Thoughts from the ammo line

Ammo Grrrll returns with VISITING MY PEOPLE Part Two: Relying on the Kindness of Strangers. She writes:

A road trip across this great and beautiful land produces some delightful surprises. Just outside Deming, NM, on farm or ranch land, I saw a large homemade sign, “Stand with Israel.” It gladdened my heart for many miles. God Bless You, whoever you are. In West Texas, I regret that I passed up the advertised opportunity to purchase TNT on a 2 for 1 sale. For the 94-year-old mother who has everything. And wants to downsize.

I love Texas, don’t get me wrong, and would probably live there if I didn’t live in Arizona. But you folks do hit the “Alamo” and “Lone Star” stuff about as hard as Georgians hit “Peachtree.”

Texas is big. (No, really, it is). And El Paso is like a microcosm of Texas itself: it takes about 40 minutes to get through it even with decent traffic. It starts with discount furniture places and tire sellers and Gentlemen’s Clubs, and goes on and on and on through hundreds of small businesses with Spanish names (and Alamo and Lone Star).

I love all those hard-working entrepreneurial people of every race and color who “didn’t build that,” according to President Useless Community Organizer. My family owned a drugstore in which my father worked about 100 hours a week. Claiming “he didn’t build that” – without even issuing a “trigger warning” – makes me so upset I may need a “safe room” with plush toys in order to recover. And money. I think I need money for that.

Any American President who can say something that stupid and offensive about small business should not get to retire on a massive government pension in a mega-mansion in Hawaii. Or get a $20 million-dollar advance for a post-Presidential book: Audaciously Bad Things: The Crusades, Israel, and Sand Traps (Bill Ayers, call your office…) as he waits to become the UN Secretary-General or Twelfth Caliph.

In honor of my own Dreams From My Father, I wish there were a way to compel Obama to run a family restaurant for a few years. See how he enjoys dealing with regulatory agencies, the IRS, OSHA, employees who call in sick on Saturday night, and customers who load their plates for the fourth time on the all-you-can-eat lunch buffet and then leave most of it uneaten. There goes your profit margin, but it’s OK, because profit is evil, anyway.

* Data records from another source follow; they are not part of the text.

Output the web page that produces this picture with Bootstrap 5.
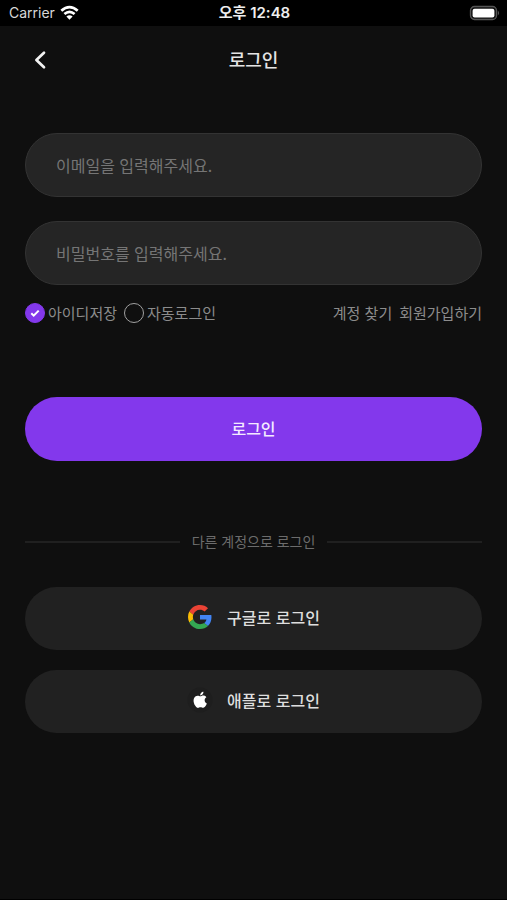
<!DOCTYPE html>
<html lang="ko">
<head>
<meta charset="utf-8">
<meta name="viewport" content="width=device-width, initial-scale=1">
<title>로그인</title>
<link href="https://cdn.jsdelivr.net/npm/bootstrap@5.3.0/dist/css/bootstrap.min.css" rel="stylesheet">
<style>
body{background:#0f0f0f;color:#e4e4e4;font-family:"Noto Sans CJK KR",sans-serif;font-size:16px;border-bottom:1px solid #000}
.status-bar{background:#000;height:26px;padding:0 7px 0 9px;font-family:Inter,"Noto Sans CJK KR",sans-serif;font-size:14px;line-height:26px;color:#d8d8d8}
.status-bar>*{flex:1 1 0}
.status-time{font-size:15px;font-weight:600;color:#eee}
.title-bar{height:67px;padding:0 25px}
.title-bar>*{flex:1 1 0}
.title-bar h1{font-size:18px;font-weight:500;line-height:28px;padding-bottom:2px}
.back-btn{width:30px;height:30px}
.login-main{padding:40px 25px}
.field{height:64px;background:#252525;border:1px solid #333;color:#e4e4e4;font-size:16px;line-height:32px;padding:0 30px}
.field:focus{background:#252525;color:#e4e4e4;border-color:#8338ec;box-shadow:none}
.field::placeholder{color:#757575;line-height:32px}
.options{font-size:15px;line-height:22px;color:#8c8c8c;margin-top:17px}
.options a{color:#8c8c8c}
.options .round-check{width:20px;height:20px;margin:0;background-color:transparent;border:1px solid #a0a0a0;border-radius:50%}
.options .round-check:checked{background-color:#8338ec;border-color:#8338ec;background-size:14px;background-image:url("data:image/svg+xml,%3Csvg xmlns='http://www.w3.org/2000/svg' viewBox='0 0 14 14'%3E%3Cpath d='M3.3 7.3l2.4 2.3 5-5' fill='none' stroke='white' stroke-width='2'/%3E%3C/svg%3E")}
.options .form-check-label{margin-left:3px}
.options .link-group{gap:7px}
.wide-btn{height:64px;font-size:16px;font-weight:500;padding:0 12px 3px}
.login-btn,.login-btn:hover{background:#8338ec;color:#f4eaff;margin-top:73px}
.divider{color:#6c6c6c;font-size:14px;line-height:22px;margin:69px 0 33px;gap:12px}
.divider span{padding-bottom:2px}
.divider hr{border-top:2px solid #202020;opacity:1}
.social-list{gap:20px}
.social-btn,.social-btn:hover{height:63px;background:#212121;color:#dedede}
.social-icon{width:26px;height:26px;margin-right:14px}
</style>
</head>
<body class="min-vh-100">
<div class="status-bar d-flex align-items-center">
  <div class="d-flex align-items-center gap-1">
    <span>Carrier</span>
    <svg width="21" height="16" viewBox="0 0 20 16" fill="none" stroke="#fff" stroke-width="2.7" aria-hidden="true"><path d="M1.8 5.7Q10-1.6 18.2 5.7M4.9 9.1Q10 4.7 15.1 9.1"/><path d="M10 14.8L6.9 11.5Q10 8.9 13.1 11.5Z" fill="#fff" stroke="none"/></svg>
  </div>
  <div class="status-time text-center">오후 12:48</div>
  <div class="d-flex justify-content-end">
    <svg width="31" height="16" viewBox="0 0 31 16" aria-hidden="true"><rect x="1.5" y="1.5" width="26" height="13" rx="4" fill="#111" stroke="#555" stroke-width="1.3"/><rect x="3.6" y="3.7" width="21.8" height="8.8" rx="2" fill="#fff"/><path d="M28.8 5.6q2.6 2.4 0 4.8z" fill="#555"/></svg>
  </div>
</div>
<header class="title-bar d-flex align-items-center">
  <div>
    <button type="button" class="back-btn btn p-0 border-0 d-flex align-items-center justify-content-center" aria-label="뒤로">
      <svg width="14" height="20" viewBox="0 0 14 20" fill="none" stroke="#f2f2f2" stroke-width="2.7" stroke-linecap="round" stroke-linejoin="round"><path d="M11 2.7L3.4 10l7.6 7.3"/></svg>
    </button>
  </div>
  <h1 class="text-center mb-0">로그인</h1>
  <div></div>
</header>
<main class="login-main">
  <form>
    <input id="email" type="email" aria-label="이메일" class="field form-control rounded-pill mb-4" placeholder="이메일을 입력해주세요.">
    <input id="password" type="password" aria-label="비밀번호" class="field form-control rounded-pill" placeholder="비밀번호를 입력해주세요.">
    <div class="options d-flex flex-wrap justify-content-between">
      <div class="link-group d-flex">
        <div class="d-flex align-items-center"><input id="save-id" type="checkbox" class="round-check form-check-input" checked><label class="form-check-label" for="save-id">아이디저장</label></div>
        <div class="d-flex align-items-center"><input id="auto-login" type="checkbox" class="round-check form-check-input"><label class="form-check-label" for="auto-login">자동로그인</label></div>
      </div>
      <div class="link-group d-flex">
        <a class="text-decoration-none" href="#">계정 찾기</a>
        <a class="text-decoration-none" href="#">회원가입하기</a>
      </div>
    </div>
    <button type="submit" class="login-btn wide-btn btn border-0 rounded-pill w-100">로그인</button>
  </form>
  <div class="divider d-flex align-items-center">
    <hr class="flex-grow-1 m-0"><span>다른 계정으로 로그인</span><hr class="flex-grow-1 m-0">
  </div>
  <div class="social-list d-grid">
    <button type="button" class="social-btn wide-btn btn border-0 rounded-pill d-flex align-items-center justify-content-center">
      <svg class="social-icon" viewBox="-2 -2 52 52" aria-hidden="true"><path fill="#EA4335" d="M24 9.5c3.54 0 6.71 1.22 9.21 3.6l6.85-6.85C35.9 2.38 30.47 0 24 0 14.62 0 6.51 5.38 2.56 13.22l7.98 6.19C12.43 13.72 17.74 9.5 24 9.5z"/><path fill="#4285F4" d="M46.98 24.55c0-1.57-.15-3.09-.38-4.55H24v9.02h12.94c-.58 2.96-2.26 5.48-4.78 7.18l7.73 6c4.51-4.18 7.09-10.36 7.09-17.65z"/><path fill="#FBBC05" d="M10.53 28.59c-.48-1.45-.76-2.99-.76-4.59s.27-3.14.76-4.59l-7.98-6.19C.92 16.46 0 20.12 0 24c0 3.88.92 7.54 2.56 10.78z"/><path fill="#34A853" d="M24 48c6.48 0 11.93-2.13 15.89-5.81l-7.73-6c-2.15 1.45-4.92 2.3-8.16 2.3-6.26 0-11.57-4.22-13.47-9.91l-7.98 6.19C6.51 42.62 14.62 48 24 48z"/></svg>
      <span>구글로 로그인</span>
    </button>
    <button type="button" class="social-btn wide-btn btn border-0 rounded-pill d-flex align-items-center justify-content-center">
      <svg class="social-icon" viewBox="0 0 26 26" aria-hidden="true"><circle cx="13" cy="13" r="12.5" fill="#1e1e1e"/><g transform="translate(5 4) scale(.74)"><path fill="#fff" d="M17.05 12.54c-.03-2.76 2.25-4.09 2.36-4.15-1.29-1.88-3.29-2.14-4-2.17-1.7-.17-3.32 1-4.19 1-.86 0-2.2-.98-3.61-.95-1.86.03-3.57 1.08-4.53 2.74-1.93 3.35-.49 8.31 1.39 11.03.92 1.33 2.02 2.83 3.46 2.77 1.39-.06 1.91-.9 3.59-.9s2.15.9 3.62.87c1.49-.03 2.44-1.36 3.35-2.7 1.06-1.54 1.49-3.04 1.52-3.12-.03-.01-2.93-1.12-2.96-4.42z"/><path fill="#fff" d="M14.3 4.42c.76-.93 1.28-2.21 1.14-3.49-1.1.04-2.43.73-3.22 1.65-.71.82-1.33 2.13-1.16 3.38 1.22.1 2.47-.62 3.24-1.54z"/></g></svg>
      <span>애플로 로그인</span>
    </button>
  </div>
</main>
<script src="https://cdn.jsdelivr.net/npm/bootstrap@5.3.0/dist/js/bootstrap.bundle.min.js"></script>
</body>
</html>
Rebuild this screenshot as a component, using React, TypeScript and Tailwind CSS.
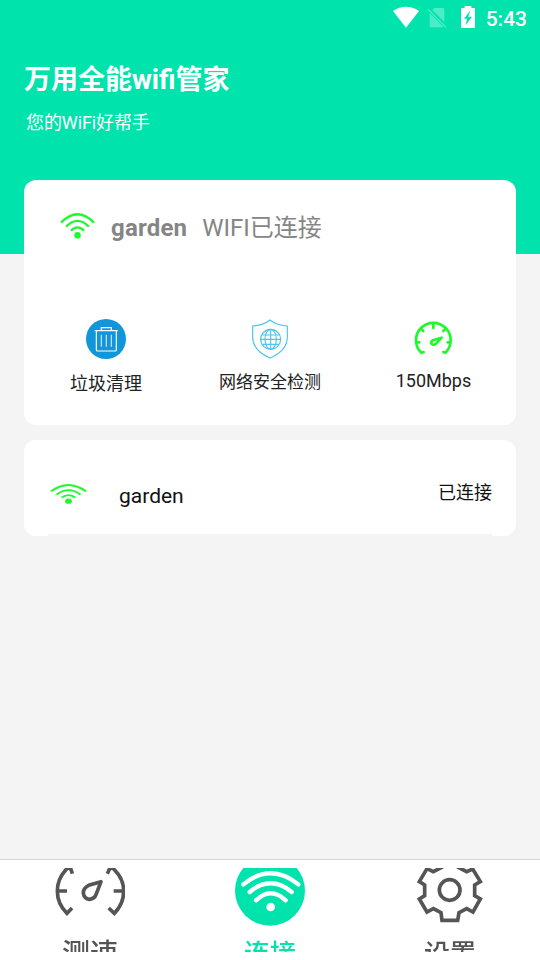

Speaking of restaurants, in Sweetwater, Texas, I went looking for what I had been promised by Glenn the Gun Guy, my shooting instructor, was the best food on planet earth. Glenn is not a small man. He knows guns and he knows food. I circled around in downtown Sweetwater for about 20 minutes looking for Miss Allen’s Family Style Restaurant until a lovely young woman gave me perfect directions with the admonition “You better be hungry.” Alas and alack, it was closed Mondays! Granola bars just didn’t cut it after such anticipation.

It goes without saying that there are jackasses everywhere. But, in general, small town America is kind, friendly, and helpful. In the 70s and 80s, many plots for Mannix and Cannon and like television dramas had the hero’s car breaking down in a small town, usually in the South, populated solely by knuckle-dragging cretins who were all related to the corrupt sheriff. Even when we were much less conservative, Mr. Ammo Grrrll and I mocked these shows and said, “I bet whoever wrote this drivel has never been in a town smaller than L.A. in his life.”

In Dudley’s Corner Cafe in Latimer, Iowa, a sweet couple walked in, looked around at the regulars and then straight at me in my Ruger shirt, and said, “You must be the one with the Arizona plates.” There then ensued a lively, cafe-wide discussion of Concealed Carry and Spring Training baseball. They were just back from Mesa themselves.

Earlier, in Missouri, I had noticed that my “low tire pressure” sign had come on. I am about as helpless with car things as I am with computer things. Which is one of the reasons we have men. (There are others.) I went into a travel plaza and asked a Mexican truck driver at the coffee machine if he had a tire gauge. He did not seem to understand the question and was preoccupied with getting coffee. Fair enough. In Spanish I either thanked him or possibly told him that my dog was sick and the sky was blue. It’s hard to tell with my Spanish.

I went outside and a nicely-dressed gentleman drove up and parked. He did have a tire gauge, checked all my tires for me in a cold stiff wind, and pronounced me good to go. Just then the Mexican guy came out and had BOUGHT a tire gauge! He wouldn’t even let me reimburse him. Guess he felt sorry for me with my sick dog.

Oh, those awful men and their “rape culture.” So now I own a tire gauge which is part-way to knowing how to use it to diagnose the problem and then solve it. Or I could just find more random nice men. Yeah, I think I’ll go with that.